In his letter to the Cardinal, the Abbé Vergniaud mentions that Manuel has given him a rose, and the mention of this to the child-Christ gives us a charming fancy as to the floral beauties of Heaven.
“Flowers,” said the Cardinal, commenting on the gift, “are like visible messages from God. Messages written in all the brightest and loveliest colors! I never gather one without finding out that it has something to say to me.”
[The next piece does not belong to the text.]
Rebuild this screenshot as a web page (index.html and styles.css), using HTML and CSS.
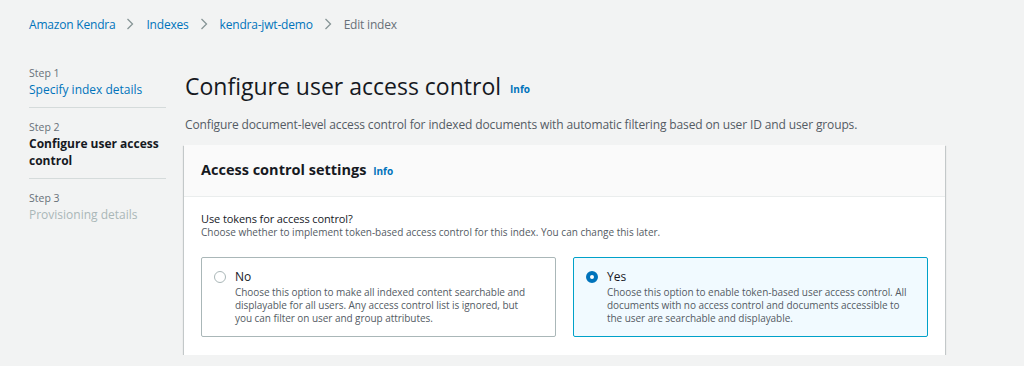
FILE: index.html
```html
<!DOCTYPE html>
<html lang="en">

<head>
    <meta charset="UTF-8">
    <meta name="viewport" content="width=device-width, initial-scale=1.0">
    <title>Edit index</title>
    <link rel="stylesheet" href="styles.css">
</head>

<body>
    <nav class="crumbs">
        <a href="#">Amazon Kendra</a>
        <svg class="sep" width="8" height="12" viewBox="0 0 8 12"><polyline points="1.5,1 6.5,6 1.5,11" fill="none" stroke="#879596" stroke-width="1.3"/></svg>
        <a href="#">Indexes</a>
        <svg class="sep" width="8" height="12" viewBox="0 0 8 12"><polyline points="1.5,1 6.5,6 1.5,11" fill="none" stroke="#879596" stroke-width="1.3"/></svg>
        <a href="#">kendra-jwt-demo</a>
        <svg class="sep" width="8" height="12" viewBox="0 0 8 12"><polyline points="1.5,1 6.5,6 1.5,11" fill="none" stroke="#879596" stroke-width="1.3"/></svg>
        <span class="here">Edit index</span>
    </nav>

    <div class="layout">
        <ul class="steps">
            <li class="step">
                <div class="step-num">Step 1</div>
                <a class="step-name link" href="#">Specify index details</a>
            </li>
            <li class="step">
                <div class="step-num">Step 2</div>
                <div class="step-name current">Configure user access control</div>
            </li>
            <li class="step">
                <div class="step-num">Step 3</div>
                <div class="step-name disabled">Provisioning details</div>
            </li>
        </ul>

        <main class="content">
            <h1 class="page-title">Configure user access control <a class="info" href="#">Info</a></h1>
            <p class="page-desc">Configure document-level access control for indexed documents with automatic filtering based on user ID and user groups.</p>

            <section class="panel">
                <div class="panel-head">
                    <h2>Access control settings <a class="info" href="#">Info</a></h2>
                </div>
                <div class="panel-body">
                    <div class="field-label">Use tokens for access control?</div>
                    <div class="field-desc">Choose whether to implement token-based access control for this index. You can change this later.</div>

                    <div class="tiles">
                        <label class="tile">
                            <span class="radio"></span>
                            <span class="tile-text">
                                <span class="tile-title">No</span>
                                <span class="tile-desc">Choose this option to make all indexed content searchable and displayable for all users. Any access control list is ignored, but you&nbsp;can filter on user and group attributes.</span>
                            </span>
                        </label>
                        <label class="tile selected">
                            <span class="radio checked"></span>
                            <span class="tile-text">
                                <span class="tile-title">Yes</span>
                                <span class="tile-desc">Choose this option to enable token-based user access control. All documents with no access control and documents accessible to the&nbsp;user are searchable and displayable.</span>
                            </span>
                        </label>
                    </div>
                </div>
            </section>
        </main>
    </div>
</body>

</html>
```

FILE: styles.css
```css
body {
    margin: 0;
    background: #f2f3f3;
    font-family: "Open Sans", "Noto Sans", sans-serif;
    color: #16191f;
}

a {
    text-decoration: none;
    color: #0073bb;
}

.crumbs {
    display: flex;
    align-items: center;
    height: 48px;
    padding-left: 29px;
    font-size: 12px;
    letter-spacing: -0.2px;
}

.crumbs .sep {
    margin: 0 12px 0 11px;
}

.crumbs .here {
    color: #687078;
}

.layout {
    display: flex;
    padding-left: 29px;
}

.steps {
    list-style: none;
    margin: 6px 0 0;
    padding: 0;
    width: 137px;
}

.step {
    padding: 11px 0 9px;
    border-bottom: 1px solid #d5dbdb;
}

.step:last-child {
    border-bottom: none;
}

.step-num {
    font-size: 10.5px;
    color: #687078;
    line-height: 16px;
}

.step-name {
    display: block;
    font-size: 12px;
    line-height: 17px;
}

.step-name.current {
    font-weight: bold;
}

.step-name.disabled {
    color: #aab7b8;
}

.content {
    margin-left: 19px;
    width: 760px;
}

.page-title {
    font-size: 23px;
    font-weight: normal;
    margin: 22px 0 0;
    line-height: 32px;
}

.info {
    font-size: 10px;
    font-weight: bold;
    margin-left: 3px;
    letter-spacing: 0;
    vertical-align: middle;
}

.page-desc {
    font-size: 12px;
    letter-spacing: -0.13px;
    color: #545b64;
    margin: 11px 0 0;
    line-height: 18px;
}

.panel {
    margin-top: 11px;
    margin-left: -1px;
    background: #fff;
    box-shadow: 0 1px 1px 0 rgba(0, 28, 36, 0.3), 1px 1px 1px 0 rgba(0, 28, 36, 0.15), -1px 1px 1px 0 rgba(0, 28, 36, 0.15);
}

.panel-head {
    background: #fafafa;
    border-bottom: 1px solid #eaeded;
    padding: 13px 17px;
}

.panel-head h2 {
    margin: 0;
    font-size: 14.5px;
    line-height: 24px;
}

.panel-body {
    padding: 15px 17px 18px;
}

.field-label {
    font-size: 11px;
    letter-spacing: -0.1px;
    line-height: 14px;
}

.field-desc {
    font-size: 10px;
    color: #545b64;
    line-height: 12px;
}

.tiles {
    display: flex;
    gap: 17px;
    margin-top: 19px;
}

.tile {
    flex: 1;
    display: flex;
    gap: 9px;
    padding: 10px 9px 11px 12px;
    border: 1px solid #aab7b8;
    border-radius: 2px;
    background: #fff;
}

.tile.selected {
    background: #f1faff;
    border-color: #00a1c9;
}

.radio {
    flex: none;
    width: 12px;
    height: 12px;
    margin-top: 3px;
    border: 1px solid #aab7b8;
    border-radius: 50%;
    box-sizing: border-box;
    background: #fff;
}

.radio.checked {
    border: 4px solid #0073bb;
}

.tile-text {
    display: flex;
    flex-direction: column;
}

.tile-title {
    font-size: 12px;
    line-height: 18px;
}

.tile-desc {
    font-size: 10px;
    letter-spacing: -0.05px;
    line-height: 13px;
    color: #545b64;
}
```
“There is a legend,” said Manuel, “that tells how a poor girl who has lost every human creature she loved on earth, had a rose-tree she was fond of, and every day she found upon it just one bloom. And though she longed to gather the flower for herself she would not do so, but always placed it before the picture of the Christ. And God saw her do this, as He sees everything. At last, quite suddenly, she died, and when she found herself in heaven, there were such crowds and crowds of angels about her that she was bewildered, and could not find her way. All at once she saw a pathway edged with roses before her, and one of the angels said, ‘there are all the roses you gave to our Lord on earth, and He has made them into a pathway for you which will lead you straight to those you love!’ And so with great joy she followed the windings of the path, seeing her roses blossoming all the way, and she found all those whom she had loved and lost on earth waiting to welcome her at the end!”